GIVEN DATA →
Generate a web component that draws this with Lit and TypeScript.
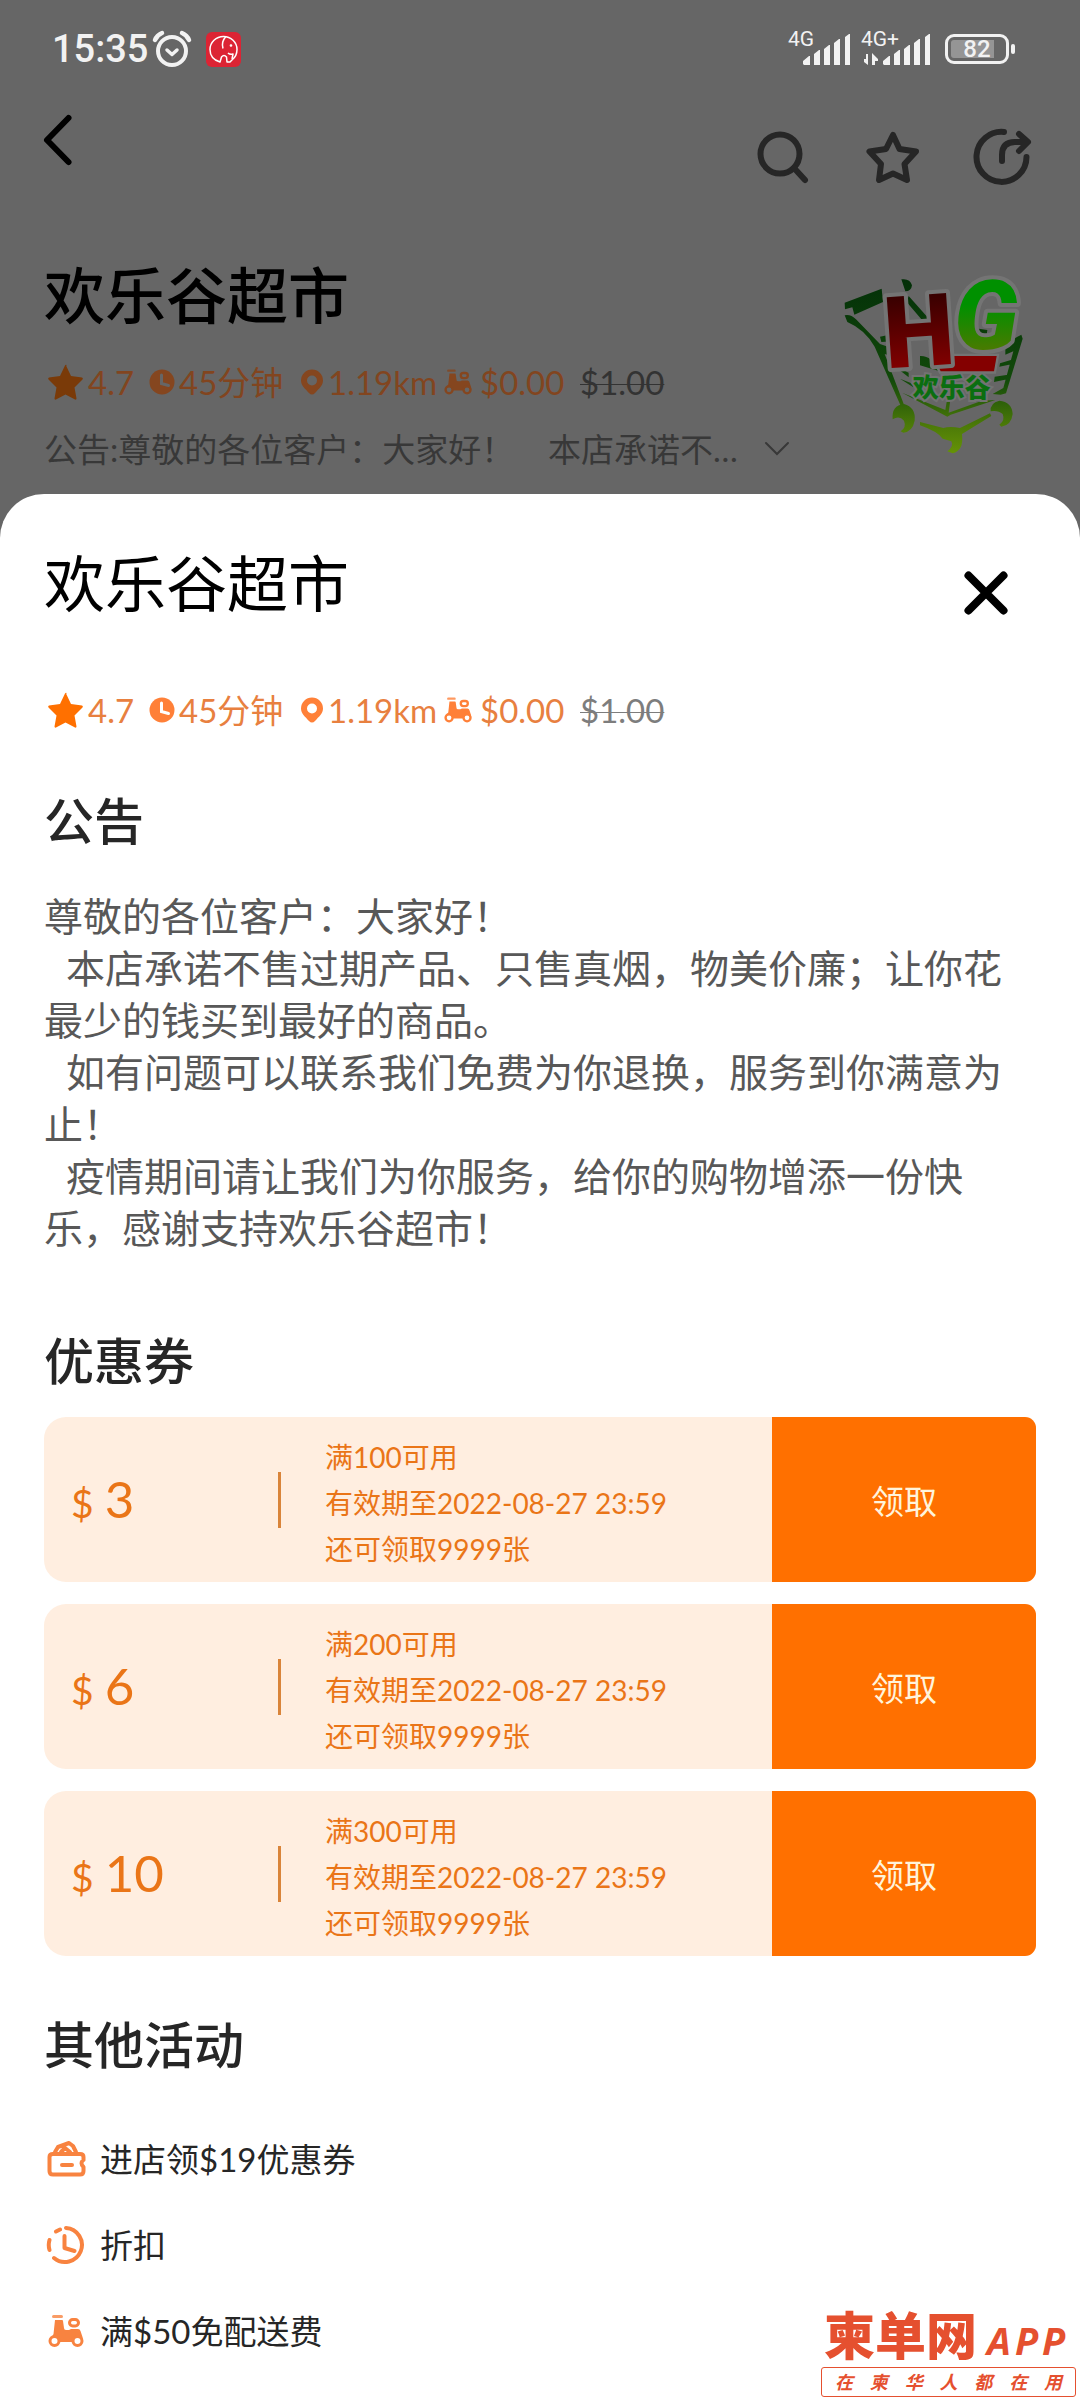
import { LitElement, html, svg, css } from "lit";
import { customElement, property } from "lit/decorators.js";

const scooterShape = svg`
  <rect x="4" y="0" width="11" height="3" rx="1.5" opacity="0.8"></rect>
  <path d="M7 5h7q1 0 1 1l1 7q0 2 2 2h3l2-1h7q2 0 2.500 2l2 6q1 3-1 5h-8h-14h-7q-2-2-.5-5l1.500-3z"></path>
  <rect x="21.500" y="4.500" width="9" height="6.500" rx="3.200" fill="none" stroke="currentColor" stroke-width="3"></rect>
  <circle class="hole" cx="6.500" cy="26" r="4.500" stroke="currentColor" stroke-width="3"></circle>
  <circle class="hole" cx="29.500" cy="26" r="4.500" stroke="currentColor" stroke-width="3"></circle>
`;

@customElement("store-facts")
export class StoreFacts extends LitElement {
  static styles = css`
    :host {
      display: block;
      color: var(--fact-text, #e8803f);
      font-size: 33px;
      line-height: 40px;
    }
    ul {
      display: grid;
      grid-template-columns: 105px 151px 144px 136px auto;
      justify-content: start;
      margin: 0;
      padding: 0;
      list-style: none;
    }
    li {
      display: flex;
      align-items: center;
      gap: 4px;
      white-space: nowrap;
    }
    svg {
      flex: none;
      fill: currentColor;
      color: var(--fact-icon, #ff8038);
    }
    .star {
      color: var(--fact-star, #ff7000);
    }
    .hole {
      fill: var(--surface, #fff);
    }
    s {
      color: var(--fact-old, #7d7d7d);
      text-decoration-thickness: 1px;
    }
  `;

  render() {
    return html`
      <ul>
        <li>
          <svg class="star" width="40" height="38" viewBox="0 0 40 38" aria-hidden="true">
            <path d="M22 2.500l5 10.500 11 1.500q1.500.5.5 2l-8 8 2 11q0 1.500-1.500 1l-9.500-5-9.500 5q-1.500.5-1.500-1l2-11-8-8q-1-1.500.5-2l11-1.500 5-10.500q1-1.500 2 0z"></path>
          </svg>
          <span>4.7</span>
        </li>
        <li>
          <svg width="26" height="26" viewBox="0 0 26 26" aria-hidden="true">
            <circle cx="13" cy="13" r="12.500"></circle>
            <path d="M12.500 6v8.500l7 2" fill="none" stroke="var(--surface, #fff)" stroke-width="3" stroke-linecap="round"></path>
          </svg>
          <span>45分钟</span>
        </li>
        <li>
          <svg width="24" height="26" viewBox="0 0 24 26" aria-hidden="true">
            <path fill-rule="evenodd" d="M12 .5a11 11 0 0 1 11 11c0 5-4 8-8 12.500q-3 3-6 0c-4-4.500-8-7.500-8-12.500a11 11 0 0 1 11-11zM12 6.500a5 5 0 1 0 0 10a5 5 0 1 0 0-10z"></path>
          </svg>
          <span>1.19km</span>
        </li>
        <li>
          <svg width="32" height="26" viewBox="0 0 41 32" aria-hidden="true">${scooterShape}</svg>
          <span>$0.00</span>
        </li>
        <li><s>$1.00</s></li>
      </ul>
    `;
  }
}

@customElement("coupon-card")
export class CouponCard extends LitElement {
  @property({ type: Number }) amount = 0;
  @property({ type: Number }) threshold = 0;
  @property() expires = "";
  @property({ type: Number }) remaining = 0;

  static styles = css`
    :host {
      display: block;
      color: #ea7517;
    }
    .card {
      display: grid;
      grid-template-columns: 234px 3px 1fr 264px;
      align-items: center;
      min-height: 165px;
      border-radius: 22px 11px 11px 22px;
      overflow: hidden;
      background: #ffeee0;
    }
    .amount {
      display: flex;
      align-items: baseline;
      gap: 11px;
      padding: 2px 0 0 27px;
      font-size: 51px;
      line-height: 60px;
    }
    .currency {
      font-size: 39px;
    }
    .divider {
      height: 56px;
      background: #d9843a;
    }
    .terms {
      margin: 0;
      padding: 6px 0 0 44px;
      font-size: 28px;
      line-height: 46px;
    }
    button {
      align-self: stretch;
      margin: 0;
      padding: 0;
      border: 0;
      background: #ff7000;
      color: #fff4dc;
      font: inherit;
      font-size: 33px;
    }
  `;

  render() {
    return html`
      <article class="card">
        <div class="amount"><span class="currency">$</span><span>${this.amount}</span></div>
        <div class="divider"></div>
        <p class="terms">
          满${this.threshold}可用<br />有效期至${this.expires}<br />还可领取${this.remaining}张
        </p>
        <button type="button">领取</button>
      </article>
    `;
  }
}

const signalBars = (x: number) => svg`
  <path fill="#f2f2f2" d="M${x} 34v-3l6-5h1v9h-6zM${x + 11} 35v-11l5-4h1v15zM${x + 21} 35v-16l5-4h1v20zM${x + 31} 35v-22l5-4h1v26zM${x + 42} 35v-28l4-3h1v31z"></path>
`;

@customElement("app-root")
export class AppRoot extends LitElement {
  static styles = css`
    :host {
      display: flex;
      flex-direction: column;
      position: relative;
      min-height: 100vh;
      background: #666;
      color: #262626;
      font-family: Lato, "Noto Sans CJK SC", sans-serif;
      text-spacing-trim: space-all;
    }
    h1,
    h2,
    p,
    ul {
      margin: 0;
      padding: 0;
      font-weight: 400;
    }
    button {
      display: flex;
      align-items: center;
      justify-content: center;
      padding: 0;
      border: 0;
      background: none;
      color: inherit;
      font: inherit;
    }
    svg {
      flex: none;
    }

    .status {
      display: flex;
      align-items: center;
      justify-content: space-between;
      height: 98px;
      padding: 0 65px 0 52px;
      color: #f2f2f2;
    }
    .status-side {
      display: flex;
      align-items: center;
    }
    .clock {
      font-family: Roboto, sans-serif;
      font-size: 38px;
      font-weight: 500;
      line-height: 48px;
    }
    .alarm {
      margin: 0 14px 0 4px;
    }
    .net {
      margin-right: 8px;
      font-family: Roboto, sans-serif;
      font-size: 21px;
      fill: #f2f2f2;
    }
    .battery {
      display: flex;
      align-items: center;
      gap: 2px;
      margin-left: 5px;
    }
    .cell {
      box-sizing: border-box;
      width: 64px;
      height: 30px;
      padding: 3px;
      border: 3px solid #f2f2f2;
      border-radius: 9px;
      font-family: Roboto, sans-serif;
      font-size: 24px;
      font-weight: 500;
      line-height: 18px;
      text-align: center;
    }
    .charge {
      border-radius: 3px;
      background: linear-gradient(to right, #959595 82%, #666 82%);
    }
    .nub {
      width: 4px;
      height: 10px;
      border-radius: 2px;
      background: #f2f2f2;
    }

    .toolbar {
      display: flex;
      align-items: center;
      justify-content: space-between;
      height: 118px;
      padding: 0 48px 0 40px;
    }
    .back {
      align-self: flex-start;
      height: 84px;
    }
    .actions {
      display: flex;
      gap: 50px;
    }
    .stroke {
      fill: none;
      stroke: #262626;
      stroke-width: 6;
      stroke-linecap: round;
      stroke-linejoin: round;
    }

    .store {
      --surface: #666;
      --fact-text: #82451f;
      --fact-icon: #85461f;
      --fact-star: #7a3a08;
      --fact-old: #333;
      display: flex;
      justify-content: space-between;
      padding: 40px 44px 21px;
    }
    .store-text {
      flex: 1;
      min-width: 0;
    }
    .name {
      color: #000;
      font-size: 61px;
      line-height: 80px;
    }
    .store .name {
      font-weight: 500;
      margin-bottom: 26px;
    }
    .notice {
      justify-content: flex-start;
      gap: 26px;
      margin-top: 23px;
      color: #383838;
      font-size: 33px;
      line-height: 48px;
      white-space: pre;
    }

    .sheet {
      flex: 1;
      padding: 50px 44px 24px;
      border-radius: 44px 44px 0 0;
      background: #fff;
    }
    .sheet-head {
      display: flex;
      justify-content: space-between;
      margin-bottom: 66px;
    }
    .close {
      align-self: flex-end;
      width: 60px;
      height: 62px;
      margin-right: 20px;
    }
    .facts {
      margin-bottom: 61px;
    }
    .section {
      margin-top: 59px;
      font-size: 50px;
      font-weight: 500;
      line-height: 60px;
    }
    .announcement {
      margin: 39px 0 77px;
      color: #585858;
      font-size: 39px;
      line-height: 52px;
    }
    .indented {
      text-indent: 22px;
    }
    .coupons {
      display: grid;
      gap: 22px;
      margin-top: 26px;
    }
    .offers {
      margin-top: 41px;
      list-style: none;
      font-size: 33px;
      line-height: 86px;
    }
    .offers li {
      display: flex;
      align-items: center;
      gap: 14px;
    }
    .offers svg {
      color: #f88340;
      fill: currentColor;
    }
    .offers .line {
      fill: none;
      stroke: currentColor;
      stroke-width: 4;
      stroke-linecap: round;
      stroke-linejoin: round;
    }
    .offers .hole {
      fill: #fff;
    }

    .brand {
      position: absolute;
      right: 4px;
      bottom: 3px;
      width: 255px;
      color: #e5502f;
    }
    .brand-name {
      display: flex;
      align-items: baseline;
      gap: 10px;
      padding-left: 3px;
      font-size: 51px;
      font-weight: 900;
      line-height: 54px;
    }
    .brand-app {
      display: flex;
      gap: 4px;
      font-family: "Open Sans", sans-serif;
      font-size: 38px;
      font-weight: 700;
      font-style: italic;
    }
    .brand-tag {
      display: flex;
      justify-content: space-between;
      padding: 0 13px;
      border: 1px solid #e5502f;
      border-radius: 3px;
      font-size: 18px;
      font-weight: 700;
      font-style: italic;
      line-height: 28px;
    }
  `;

  private coupons = [
    { amount: 3, threshold: 100 },
    { amount: 6, threshold: 200 },
    { amount: 10, threshold: 300 },
  ];

  private renderStatus() {
    return html`
      <div class="status">
        <div class="status-side">
          <span class="clock">15:35</span>
          <svg class="alarm" width="40" height="38" viewBox="0 0 40 38" fill="none" stroke="#f2f2f2" stroke-linecap="round" aria-hidden="true">
            <circle cx="20" cy="21" r="14" stroke-width="4"></circle>
            <path d="M15 20l5 4.500 5-4.500" stroke-width="3.500" stroke-linejoin="round"></path>
            <path d="M3 10q2-5 7-7M37 10q-2-5-7-7" stroke-width="4.500"></path>
          </svg>
          <svg width="35" height="35" viewBox="0 0 35 35" fill="none" stroke="#fff" stroke-width="1.500" stroke-linejoin="round" aria-hidden="true">
            <rect width="35" height="35" rx="6" fill="#dc2434" stroke="none"></rect>
            <path d="M14 30Q4 27 4 17.500A13.500 13 0 0 1 31 17.500Q31 24 26 28l-2 2h-3l-.5-5q-2.500-3-5 0z"></path>
            <path d="M20 4.500q-5 5-3 12M22 21q2 2 5 1l-1 5"></path>
            <circle cx="25" cy="13.500" r=".6"></circle>
          </svg>
        </div>
        <div class="status-side">
          <svg class="net" width="65" height="54" viewBox="0 -8 65 54">
            <text x="1" y="16">4G</text>
            ${signalBars(16)}
          </svg>
          <svg class="net" width="72" height="54" viewBox="0 -8 72 54">
            <text x="1" y="16">4G+</text>
            <path d="M8 24v11l-4-3v-3h2v-5zM12 35v-12l6 6v2h-3v4z"></path>
            ${signalBars(23)}
          </svg>
          <div class="battery">
            <div class="cell"><div class="charge">82</div></div>
            <div class="nub"></div>
          </div>
        </div>
      </div>
    `;
  }

  private renderToolbar() {
    return html`
      <nav class="toolbar" aria-label="店铺">
        <button class="back" type="button" aria-label="返回">
          <svg width="34" height="54" viewBox="0 0 34 54" fill="none" stroke="#000" stroke-width="6" stroke-linecap="round" stroke-linejoin="round">
            <path d="M28.500 5L7 27l21.500 22"></path>
          </svg>
        </button>
        <div class="actions">
          <button type="button" aria-label="搜索">
            <svg class="stroke" width="60" height="60" viewBox="0 0 60 60">
              <circle cx="28" cy="27" r="19.500"></circle><path d="M42 41l11 12"></path>
            </svg>
          </button>
          <button type="button" aria-label="收藏">
            <svg class="stroke" width="60" height="60" viewBox="0 0 60 60">
              <path d="M31 8l6.500 14L54 24.500 42.500 37 45 53 31 46.500 17 53l2-16L7.500 24.500 24 22z"></path>
            </svg>
          </button>
          <button type="button" aria-label="分享">
            <svg class="stroke" width="60" height="60" viewBox="0 0 60 60">
              <path d="M32 5A25 25 0 1 0 54.500 30"></path>
              <path d="M30 34v-6q0-13 13-13h12M47 7l9 8-9 9"></path>
            </svg>
          </button>
        </div>
      </nav>
    `;
  }

  private renderLogo() {
    return html`
      <svg width="192" height="198" viewBox="432 50 576 594" role="img" aria-label="HG 欢乐谷">
        <defs>
          <linearGradient id="cart" x1="0" y1="100" x2="0" y2="640" gradientUnits="userSpaceOnUse">
            <stop offset="0" stop-color="#022e08"></stop>
            <stop offset=".6" stop-color="#124a0a"></stop>
            <stop offset=".85" stop-color="#4c7a08"></stop>
            <stop offset="1" stop-color="#659206"></stop>
          </linearGradient>
          <linearGradient id="red" x1="0" y1="0" x2="0" y2="1">
            <stop offset=".2" stop-color="#3a0000"></stop>
            <stop offset=".9" stop-color="#8c0000"></stop>
          </linearGradient>
          <linearGradient id="green" x1="0" y1="0" x2="0" y2="1">
            <stop offset=".4" stop-color="#009000"></stop>
            <stop offset=".8" stop-color="#4a7a00"></stop>
          </linearGradient>
        </defs>
        <g fill="url(#cart)">
          <path d="M434 190L545 148l4 40-86 38-6-22-22 6z"></path>
          <path d="M434 228q18-4 34 12l72 74q40 14 58 20v24q-24-8-44-14l58 152-8 8-80-182q-30-52-82-74z"></path>
          <path d="M604 120q26-4 32 18-2 18-20 18zM626 170l62 70-22 2-46-54zM540 292l38-8v22l-34 2zM806 264l56 8-2 14-52-6zM660 350q36-2 54 44l-54-16z"></path>
          <path d="M580 378l46 22v14zM600 418l40 16v10zM916 312l48-26 4 12-50 164-16 4-24-2 32-18 30-110-24 10zM900 372l40-12-2 14-40 8zM884 412l40-6-2 14-40 8z"></path>
          <path d="M606 460l130 52 4-24h10l-4 32 100-36 40-2-134 44-10 6zM660 548l70 18q20-6 50 0l90-44 4 8-88 54q6 50-28 58l-16-6q20-14 12-30l-26-8q-16-22-68-40z"></path>
          <path d="M578 540q-4-42 34-46 36 10 32 50-6 32-34 36l-8-4q18-12 10-32-14-16-34-4zM872 516q-2-26 26-32 38 4 40 40-4 34-34 38l-6-6q18-12 10-32-14-12-36-8z"></path>
        </g>
        <path d="M700 350h190l-8 46H722z" fill="#840000" stroke="#747474" stroke-width="14" paint-order="stroke"></path>
        <g font-weight="900" stroke="#747474" stroke-width="24" stroke-linejoin="round" paint-order="stroke">
          <text x="550" y="380" font-family="Roboto, sans-serif" font-size="300" fill="url(#red)" transform="rotate(-4 660 260)">H</text>
          <text x="762" y="330" font-family="Roboto, sans-serif" font-size="290" font-style="italic" fill="url(#green)">G</text>
        </g>
        <text x="638" y="474" font-family="Noto Sans CJK SC, sans-serif" font-weight="900" font-size="78" fill="#0b6e10" stroke="#737373" stroke-width="12" paint-order="stroke">欢乐谷</text>
      </svg>
    `;
  }

  render() {
    return html`
      <header>
        ${this.renderStatus()} ${this.renderToolbar()}
        <section class="store">
          <div class="store-text">
            <h1 class="name">欢乐谷超市</h1>
            <store-facts></store-facts>
            <button class="notice" type="button"><span>公告:尊敬的各位客户：大家好！&nbsp;&nbsp;&nbsp;&nbsp;本店承诺不…</span><svg width="26" height="18" viewBox="0 0 26 18" fill="none" stroke="#383838" stroke-width="2" stroke-linecap="round" aria-hidden="true"><path d="M2 3l11 11L24 3"></path></svg></button>
          </div>
          ${this.renderLogo()}
        </section>
      </header>

      <main class="sheet">
        <div class="sheet-head">
          <h1 class="name">欢乐谷超市</h1>
          <button class="close" type="button" aria-label="关闭">
            <svg width="46" height="46" viewBox="0 0 46 46" fill="none" stroke="#000" stroke-width="8" stroke-linecap="round">
              <path d="M5.500 5.500l35 35M40.500 5.500l-35 35"></path>
            </svg>
          </button>
        </div>
        <store-facts class="facts"></store-facts>

        <h2 class="section">公告</h2>
        <div class="announcement">
          <p>尊敬的各位客户：大家好！</p>
          <p class="indented">本店承诺不售过期产品、只售真烟，物美价廉；让你花最少的钱买到最好的商品。</p>
          <p class="indented">如有问题可以联系我们免费为你退换，服务到你满意为止！</p>
          <p class="indented">疫情期间请让我们为你服务，给你的购物增添一份快乐，感谢支持欢乐谷超市！</p>
        </div>

        <h2 class="section">优惠券</h2>
        <div class="coupons">
          ${this.coupons.map(
            (c) => html`<coupon-card
              .amount=${c.amount}
              .threshold=${c.threshold}
              .expires=${"2022-08-27 23:59"}
              .remaining=${9999}
            ></coupon-card>`
          )}
        </div>

        <h2 class="section">其他活动</h2>
        <ul class="offers">
          <li>
            <svg width="42" height="38" viewBox="0 0 42 38" aria-hidden="true">
              <path class="line" d="M8 14h28q3.500 0 3.500 3v3q-4 3 0 7v4q0 3.500-3.500 3.500H9q-3.500 0-3.500-3.500V17q0-3 3.500-3z"></path>
              <path class="line" d="M11 12l3-5 11-4 4 3 3 6M17 12l4-4 5 4"></path>
              <path class="line" d="M18 25h10"></path>
            </svg>
            进店领$19优惠券
          </li>
          <li>
            <svg width="42" height="42" viewBox="0 0 42 42" aria-hidden="true">
              <path class="line" d="M22 4A17 17 0 1 1 10 34M5.500 26q-1.500-5 0-10M12 7.500l4-2M20.500 12v12l10 3"></path>
            </svg>
            折扣
          </li>
          <li>
            <svg width="42" height="34" viewBox="-4 -1 42 34" aria-hidden="true">${scooterShape}</svg>
            满$50免配送费
          </li>
        </ul>
      </main>

      <aside class="brand">
        <div class="brand-name">
          <span>柬单网</span>
          <span class="brand-app"><span>A</span><span>P</span><span>P</span></span>
        </div>
        <div class="brand-tag">${[..."在柬华人都在用"].map((ch) => html`<span>${ch}</span>`)}</div>
      </aside>
    `;
  }
}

WHAT IS REQUIRED → Locate the string "this" in the listing above and copy every line where it occurs.

RESPONSE →
Generate a web component that draws this with Lit and TypeScript.
        <div class="amount"><span class="currency">$</span><span>${this.amount}</span></div>
          满${this.threshold}可用<br />有效期至${this.expires}<br />还可领取${this.remaining}张
        ${this.renderStatus()} ${this.renderToolbar()}
          ${this.renderLogo()}
          ${this.coupons.map(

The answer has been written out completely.